James N. Druckman and Lawrence R. Jacobs. Who Governs? Presidents, Public Opinion, and Manipulation. Chicago: University of Chicago Press. 2015. 192 pp. $75.00 (cloth). $25.00 (paper).

Reviewed by: Chris Ellis 1
James N. Druckman. and  Lawrence R. Jacobs..  Who Governs? Presidents, Public Opinion, and Manipulation.  Chicago:  University of Chicago Press.  2015.  192 pp.  $75.00. (cloth).  $25.00. (paper). 
PMCID: PMC4884818

A burgeoning amount of recent scholarship argues that American policymakers do not represent the views of all citizens equally, but rather the views of particular subsets of the public—usually, the moneyed and well organized. This work has taught us much about how the political system does (or does not) live up to the ideals of a truly representative democracy. But it has nearly always implicitly taken “public opinion” as a constant: something that exists independently of elite influence. Druckman and Jacobs’s Who Governs? adds significant nuance to this view of representational inequality, arguing that “representation” is not a clean, unidirectional line from mass opinion to policymaker action. It is, rather, a much more complex process in which policymakers try to manipulate public opinion in addition to representing it, and in which policymakers make strategic use of data in order to explicitly cater their messages to small subgroups of citizens.
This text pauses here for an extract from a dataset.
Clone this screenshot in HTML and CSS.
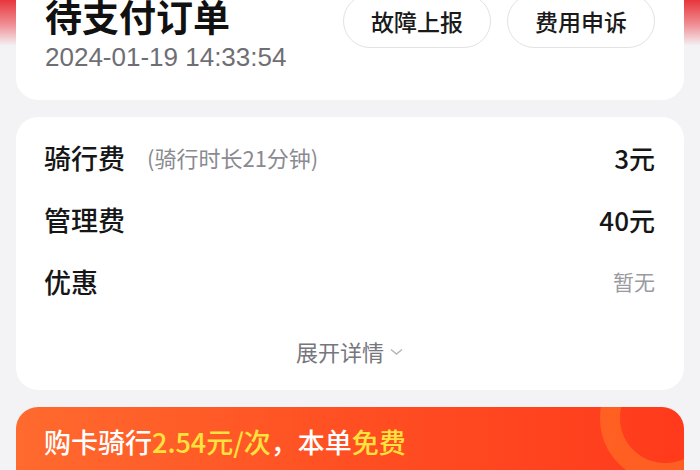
FILE: index.html
```html
<!DOCTYPE html>
<html>
	<head>
		<meta charset="utf-8"/>
		<title>订单详情</title>
		<link rel="stylesheet" href="styles.css">
	</head>
	<body>
		<div class="page">
			<div class="card status-card">
				<div class="status-info">
					<div class="status-title">待支付订单</div>
					<div class="status-time">2024-01-19 14:33:54</div>
				</div>
				<div class="status-actions">
					<button class="pill">故障上报</button>
					<button class="pill">费用申诉</button>
				</div>
			</div>

			<div class="card fee-card">
				<div class="fee-row">
					<div class="fee-label">骑行费<span class="fee-note">(骑行时长21分钟)</span></div>
					<div class="fee-value">3元</div>
				</div>
				<div class="fee-row">
					<div class="fee-label">管理费</div>
					<div class="fee-value">40元</div>
				</div>
				<div class="fee-row">
					<div class="fee-label">优惠</div>
					<div class="fee-value muted">暂无</div>
				</div>
				<div class="expand">
					展开详情
					<svg class="chevron" width="13" height="8" viewBox="0 0 13 8">
						<path d="M1 1.5 L6.5 6 L12 1.5" fill="none" stroke="#b4b4b8" stroke-width="1.4"/>
					</svg>
				</div>
			</div>

			<div class="card promo-card">
				<div class="promo-ring"></div>
				<div class="promo-text">购卡骑行<span class="hl">2.54元/次</span>，本单<span class="hl">免费</span></div>
			</div>
		</div>
	</body>
</html>
```

FILE: styles.css
```css
body {
	margin: 0;
	background: linear-gradient(#e8353d 0, #ef8c91 24px, #f3f3f5 46px, #f3f3f5 100%);
	font-family: "Noto Sans CJK SC", "Noto Sans", sans-serif;
	overflow: hidden;
}
.page {
	display: flex;
	flex-direction: column;
	padding: 0 16px;
}
.card {
	background-color: #ffffff;
	border-radius: 22px;
}
.status-card {
	margin-top: -20px;
	padding: 14px 29px 28px 29px;
	display: flex;
	justify-content: space-between;
	align-items: flex-start;
}
.status-title {
	font-size: 37px;
	line-height: 44px;
	font-weight: bold;
	color: #111111;
}
.status-time {
	margin-top: 4px;
	font-family: "Liberation Sans", Arial, sans-serif;
	font-size: 26px;
	line-height: 30px;
	color: #6e6e74;
}
.status-actions {
	display: flex;
	gap: 16px;
}
.pill {
	width: 148px;
	height: 54px;
	border: 1px solid #e2e2e4;
	border-radius: 27px;
	background: #ffffff;
	font-family: inherit;
	font-size: 23px;
	font-weight: 500;
	color: #1a1a1a;
	padding: 0;
}
.fee-card {
	margin-top: 17px;
	padding: 9px 29px 24px 28px;
}
.fee-row {
	display: flex;
	justify-content: space-between;
	align-items: center;
	height: 62px;
}
.fee-label {
	font-size: 27px;
	font-weight: 500;
	color: #161616;
	display: flex;
	align-items: center;
}
.fee-note {
	font-size: 22px;
	font-weight: normal;
	color: #8a8a90;
	margin-left: 22px;
}
.fee-value {
	font-size: 26px;
	font-weight: 500;
	color: #161616;
}
.fee-value.muted {
	font-size: 21px;
	font-weight: normal;
	color: #9a9aa0;
}
.expand {
	margin-top: 24px;
	height: 30px;
	display: flex;
	justify-content: center;
	align-items: center;
	gap: 6px;
	font-size: 22px;
	color: #76767c;
}
.chevron {
	margin-top: 2px;
}
.promo-card {
	margin-top: 17px;
	height: 100px;
	padding: 19px 28px 0 28px;
	background: linear-gradient(90deg, #ff6a2e 0%, #ff4f22 50%, #ff3a1c 100%);
	position: relative;
	overflow: hidden;
}
.promo-ring {
	position: absolute;
	left: 584px;
	top: -54px;
	width: 90px;
	height: 90px;
	border-radius: 50%;
	border: 20px solid rgba(255, 130, 40, 0.5);
}
.promo-text {
	position: relative;
	font-size: 27px;
	line-height: 32px;
	font-weight: 500;
	color: #ffffff;
}
.hl {
	color: #ffe23d;
}
```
Using a wide variety of data from the private polls of three recent presidential administrations, the authors seek to show how presidents gather and use mass opinion data to shape—rather than simply understand—public will.

The book argues that presidents’ use of polling has two significant effects on democratic governance, both of which serve to subvert public will. First, presidents make strategic use of public opinion data to shift the criteria on which their administrations are evaluated (by either changing which issues are most salient in citizens’ minds, or trying to prime citizens to think of the president in terms of his personality, not issue positions). Second, presidents will use polling data in order to practice “segmented representation”: aligning their policy activities with the opinions of narrow sub-constituencies (the wealthy, particular kinds of political activists) rather than the public at large.

What emerges when one connects the dots between these two things is a powerful argument about representational inequality: policymakers are not only interested in catering to the opinions of certain privileged groups, but they can also use a variety of tools to shape public opinion in the way that serves the interests of those groups. Presidents can, as a result, use the power of persuasion to “shirk” (11) their responsibilities to represent the public at large.

This theory of presidential persuasion is tested through analysis of the private polling data collected by, and the public communications of, three presidents: Reagan, Nixon, and Lyndon Johnson. The book essentially tries to connect the data that presidents collect to what they say and do while in office. The motivations and goals of each of these presidents vary. Nixon, for example, wanted to prime citizens to think of issues that cast his leadership style in a particularly strong light. Reagan was most interested in representing the opinions of affluent “core support groups” and conservative religious groups that were relatively new additions to the Republican coalition. Johnson wanted to develop support for his domestic antipoverty agenda and prime citizens to think about particular kinds of foreign policy issues. But the book finds that all three presidents collected an extensive amount of public opinion data on topics of strategic importance to them and used these data to craft their messaging to the public in deliberate ways.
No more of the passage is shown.